D’ailleurs, même les filtres à charbon actif ne peuvent pas capter tous les types de PFAS. Certains composés dits « à chaîne courte », plus récents, sont hydrosolubles et passent à travers les mailles du charbon, à moins qu’il ne soit spécifiquement conçu pour eux. Et dans les zones très contaminées, les filtres se saturent vite. Une station de traitement d’eau potable dans le nord de l’Allemagne a dû remplacer ses filtres tous les six mois, contre deux fois par an auparavant… à un coût multiplié par trois.
Un geste parmi d’autres, mais un geste précieux
Utiliser un filtre à charbon actif pour traiter son eau, c’est, en quelque sorte, reprendre un peu de contrôle. Ce n’est pas une réponse suffisante, mais c’est une réponse tout de même. Une forme de douceur active, un soin que l’on applique à son quotidien, tout en sachant que le vrai soin doit venir d’en haut – des lois, des entreprises, de nos institutions.

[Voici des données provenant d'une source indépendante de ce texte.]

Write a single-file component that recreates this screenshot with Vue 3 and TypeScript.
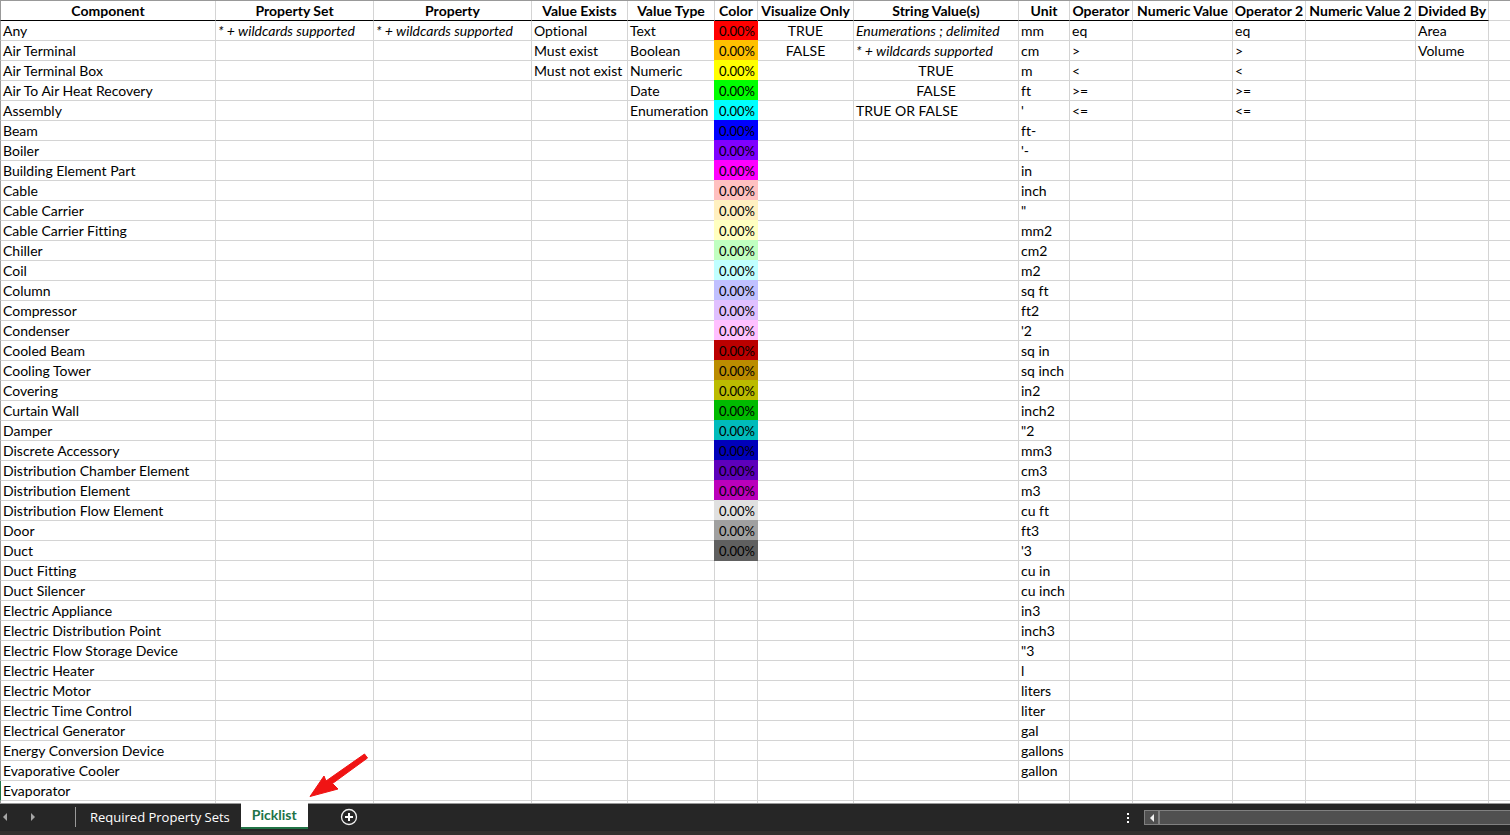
<script setup lang="ts">
interface Column {
  key: string
  label: string
  align?: 'center'
}

const columns: Column[] = [
  { key: 'component', label: 'Component' },
  { key: 'set', label: 'Property Set' },
  { key: 'property', label: 'Property' },
  { key: 'exists', label: 'Value Exists' },
  { key: 'type', label: 'Value Type' },
  { key: 'color', label: 'Color' },
  { key: 'visualize', label: 'Visualize Only', align: 'center' },
  { key: 'string', label: 'String Value(s)' },
  { key: 'unit', label: 'Unit' },
  { key: 'operator', label: 'Operator' },
  { key: 'numeric', label: 'Numeric Value' },
  { key: 'operator2', label: 'Operator 2' },
  { key: 'numeric2', label: 'Numeric Value 2' },
  { key: 'divided', label: 'Divided By' },
]

const operators = ['eq', '>', '<', '>=', '<=']

const values: Record<string, string[]> = {
  component: [
    'Any', 'Air Terminal', 'Air Terminal Box', 'Air To Air Heat Recovery', 'Assembly', 'Beam', 'Boiler',
    'Building Element Part', 'Cable', 'Cable Carrier', 'Cable Carrier Fitting', 'Chiller', 'Coil', 'Column',
    'Compressor', 'Condenser', 'Cooled Beam', 'Cooling Tower', 'Covering', 'Curtain Wall', 'Damper',
    'Discrete Accessory', 'Distribution Chamber Element', 'Distribution Element', 'Distribution Flow Element',
    'Door', 'Duct', 'Duct Fitting', 'Duct Silencer', 'Electric Appliance', 'Electric Distribution Point',
    'Electric Flow Storage Device', 'Electric Heater', 'Electric Motor', 'Electric Time Control',
    'Electrical Generator', 'Energy Conversion Device', 'Evaporative Cooler', 'Evaporator', '',
  ],
  set: ['* + wildcards supported'],
  property: ['* + wildcards supported'],
  exists: ['Optional', 'Must exist', 'Must not exist'],
  type: ['Text', 'Boolean', 'Numeric', 'Date', 'Enumeration'],
  visualize: ['TRUE', 'FALSE'],
  string: ['Enumerations ; delimited', '* + wildcards supported', 'TRUE', 'FALSE', 'TRUE OR FALSE'],
  unit: [
    'mm', 'cm', 'm', 'ft', "'", 'ft-', "'-", 'in', 'inch', '"', 'mm2', 'cm2', 'm2', 'sq ft', 'ft2', "'2",
    'sq in', 'sq inch', 'in2', 'inch2', '"2', 'mm3', 'cm3', 'm3', 'cu ft', 'ft3', "'3", 'cu in', 'cu inch',
    'in3', 'inch3', '"3', 'l', 'liters', 'liter', 'gal', 'gallons', 'gallon',
  ],
  operator: operators,
  operator2: operators,
  divided: ['Area', 'Volume'],
}

const swatches = [
  '#ff0000', '#ffc000', '#ffff00', '#00ff00', '#00ffff', '#0000ff', '#8000ff', '#ff00ff', '#ffc0c0',
  '#fff0c0', '#ffffc0', '#c0ffc0', '#c0ffff', '#c0c0ff', '#e0c0ff', '#ffc0ff', '#bb0000', '#bb8c00',
  '#bbbb00', '#00bb00', '#00bbbb', '#0000bb', '#5e00bb', '#bb00bb', '#e0e0e0', '#a0a0a0', '#606060',
]

function cellText(key: string, row: number): string {
  if (key === 'color') return swatches[row] ? '0.00%' : ''
  return values[key]?.[row] ?? ''
}

function cellClass(column: Column, row: number) {
  const text = cellText(column.key, row)
  return {
    swatch: column.key === 'color' && row < swatches.length,
    center: column.align === 'center' || (column.key === 'string' && (text === 'TRUE' || text === 'FALSE')),
    note: text.includes('wildcards') || text.includes('delimited'),
    active: column.key === 'component' && row === 38,
  }
}

function swatchStyle(column: Column, row: number) {
  return column.key === 'color' && swatches[row] ? { '--swatch': swatches[row] } : undefined
}
</script>

<template>
  <div class="workbook">
    <main class="sheet">
      <table>
        <colgroup>
          <col v-for="column in columns" :key="column.key" :class="'w-' + column.key" />
          <col />
        </colgroup>
        <thead>
          <tr>
            <th v-for="column in columns" :key="column.key" scope="col">{{ column.label }}</th>
            <td></td>
          </tr>
        </thead>
        <tbody>
          <tr v-for="(name, row) in values.component" :key="row">
            <td
              v-for="column in columns"
              :key="column.key"
              :class="cellClass(column, row)"
              :style="swatchStyle(column, row)"
            >{{ cellText(column.key, row) }}</td>
            <td></td>
          </tr>
        </tbody>
      </table>
    </main>

    <footer class="bar">
      <div class="steps">
        <button type="button" aria-label="Previous sheet">
          <svg width="4" height="8" viewBox="0 0 4 8"><path d="M4 0v8L0 4z" fill="#a6a6a6" /></svg>
        </button>
        <button type="button" aria-label="Next sheet">
          <svg width="4" height="8" viewBox="0 0 4 8"><path d="M0 0v8l4-4z" fill="#a6a6a6" /></svg>
        </button>
      </div>
      <nav class="tabs">
        <button type="button" class="tab">Required Property Sets</button>
        <div class="current">
          <button type="button" class="tab selected" aria-current="page">Picklist</button>
          <svg class="pointer" width="62" height="48" viewBox="0 0 62 48" aria-hidden="true">
            <path
              d="M57.500 4 60.500 8 25.500 33.500 31 39 3 46.500 17 26 19 31z"
              fill="#f01414"
              stroke="#f01414"
              stroke-width="1"
              stroke-linejoin="round"
            />
          </svg>
        </div>
      </nav>
      <button type="button" class="add" aria-label="New sheet">
        <svg width="18" height="18" viewBox="0 0 18 18" fill="none">
          <circle cx="9" cy="9" r="7.500" stroke="#f0f0f0" stroke-width="1.300" />
          <path d="M9 5v8M5 9h8" stroke="#fff" stroke-width="2" />
        </svg>
      </button>
      <div class="scroll">
        <span class="grip"><i></i><i></i><i></i></span>
        <div class="track">
          <button type="button" aria-label="Scroll left">
            <svg width="4" height="8" viewBox="0 0 4 8"><path d="M4 0v8L0 4z" fill="#f0f0f0" /></svg>
          </button>
        </div>
      </div>
    </footer>
  </div>
</template>

<style>
body {
  margin: 0;
}
</style>

<style scoped>
.workbook {
  display: flex;
  flex-direction: column;
  height: 100vh;
  overflow: hidden;
  background: #fff;
  color: #000;
  font-family: Lato, "Noto Sans", sans-serif;
  font-size: 14px;
  font-variant-ligatures: none;
}

button {
  display: flex;
  align-items: center;
  justify-content: center;
  margin: 0;
  padding: 0;
  border: 0;
  background: none;
  color: inherit;
  font: inherit;
}

svg {
  display: block;
}

.sheet {
  flex: 1;
  min-height: 0;
  overflow: hidden;
  border-top: 1px solid #999;
}

table {
  width: 100%;
  table-layout: fixed;
  border-collapse: separate;
  border-spacing: 0;
}

.w-component { width: 216px; }
.w-set, .w-property { width: 158px; }
.w-exists, .w-visualize { width: 96px; }
.w-type { width: 87px; }
.w-color { width: 43px; }
.w-string { width: 165px; }
.w-unit { width: 51px; }
.w-operator { width: 63px; }
.w-numeric { width: 100px; }
.w-operator2, .w-divided { width: 73px; }
.w-numeric2 { width: 110px; }

th,
td {
  box-sizing: border-box;
  height: 20px;
  padding: 0 2px;
  border-right: 1px solid #d4d4d4;
  border-bottom: 1px solid #d4d4d4;
  line-height: 19px;
  text-align: left;
  white-space: nowrap;
}

th {
  position: relative;
  z-index: 1;
  padding: 0;
  border-bottom-color: #000;
  font-weight: 700;
  text-align: center;
}

th:first-child,
td:first-child {
  border-left: 1px solid #999;
}

td:last-child {
  border-right: 0;
}

td.active {
  border-left-color: #217346;
}

.center {
  text-align: center;
}

.note {
  font-style: italic;
}

.swatch {
  padding: 1px 2px 0 0;
  border-color: var(--swatch);
  background: var(--swatch);
  box-shadow: -1px 0 0 var(--swatch), 0 -1px 0 var(--swatch), -1px -1px 0 var(--swatch);
  font-size: 13px;
  line-height: 18px;
  text-align: right;
}

.bar {
  display: flex;
  align-items: flex-start;
  flex: none;
  height: 27px;
  border-top: 1px solid #999;
  border-bottom: 4px solid #33302e;
  background: #262626;
  color: #fff;
}

.steps {
  display: flex;
  align-items: center;
  gap: 24px;
  box-sizing: border-box;
  width: 76px;
  height: 20px;
  margin-top: 3px;
  padding-left: 3px;
  border-right: 1px solid #999;
}

.tabs {
  display: flex;
}

.tab {
  height: 25px;
  padding: 0 11px 0 14px;
  font-family: "Open Sans", sans-serif;
  font-size: 13px;
  line-height: 18px;
  white-space: nowrap;
}

.current {
  position: relative;
  margin-top: -1px;
}

.selected {
  height: 26px;
  padding: 0 11px;
  border-bottom: 2px solid #217346;
  background: #fff;
  color: #217346;
  font-family: Lato, sans-serif;
  font-size: 14px;
  font-weight: 700;
}

.pointer {
  position: absolute;
  bottom: 31px;
  left: 66px;
}

.add {
  margin: 4px 0 0 32px;
}

.scroll {
  display: flex;
  align-items: center;
  gap: 15px;
  width: 383px;
  margin: 6px 0 0 auto;
}

.grip {
  display: grid;
  gap: 2px;
}

.grip i {
  width: 2px;
  height: 2px;
  background: #fff;
}

.track {
  flex: 1;
  height: 13px;
  border: 1px solid #808080;
  border-right: 0;
  background: #505050;
}

.track button {
  width: 15px;
  height: 13px;
  border-right: 2px solid #808080;
}
</style>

Et si cela vous semble dérisoire, souvenez-vous que tout mouvement collectif a commencé par des gestes solitaires. Filtrer son eau, c’est aussi filtrer son attention : on découvre d’où vient ce que l’on boit, on lit les rapports d’analyse, on se soucie du réseau public. Ce n’est pas avoir peur, c’est être conscient.
Alors, faut-il tous passer au filtre à charbon actif ? Pas nécessairement. Mais faut-il s’informer, tester son eau (certains kits existent, ou bien en mairie), et s’assurer que les bonnes décisions sont prises à l’échelle locale et nationale ? Absolument. Les PFAS révèlent aussi nos liens invisibles : entre notre robinet et une usine à des kilomètres, entre nos choix d’achat et un cours d’eau qu’on croyait intouché.
Et dans ce grand réseau qu’est la vie, tout commence souvent par une simple goutte. D’eau propre. Ou de prise de conscience.